Before: Murray, P.J., and Jansen and Kelly, JJ.
PER CURIAM.
Defendant appeals as of right his jury trial convictions for possession with intent to
deliver less than 50 grams of cocaine, MCL 333.7401(2)(a)(iv), and possession with intent to
deliver marijuana, MCL 333.7401(2)(d)(iii). Defendant was sentenced, as a second habitual
offender, MCL 769.10, to 1 ½ to 30 years’ imprisonment for his possession with intent to deliver
less than 50 grams of cocaine conviction, and one to six years’ imprisonment for his possession
with intent to deliver marijuana conviction. We affirm.

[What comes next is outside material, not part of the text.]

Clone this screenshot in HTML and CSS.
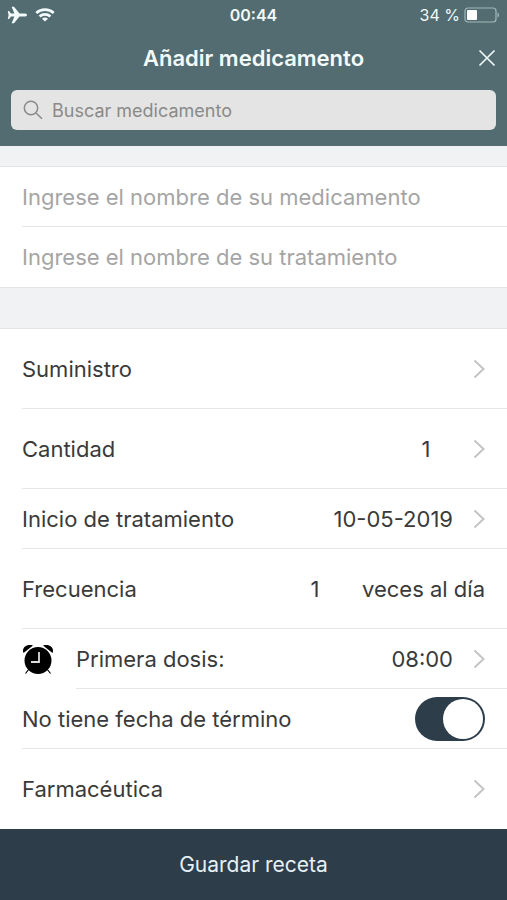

On appeal, defendant argues that the trial court erred when it denied his motion to
suppress evidence because the stop and subsequent search of defendant and the vehicle he was
driving violated his Fourth Amendment right to be free from unreasonable seizures and searches.
We disagree.
In evaluating a motion to suppress, this Court reviews a trial court’s factual findings for
clear error. People v VanTubbergen, 249 Mich App 354, 359-360; 642 NW2d 368 (2002).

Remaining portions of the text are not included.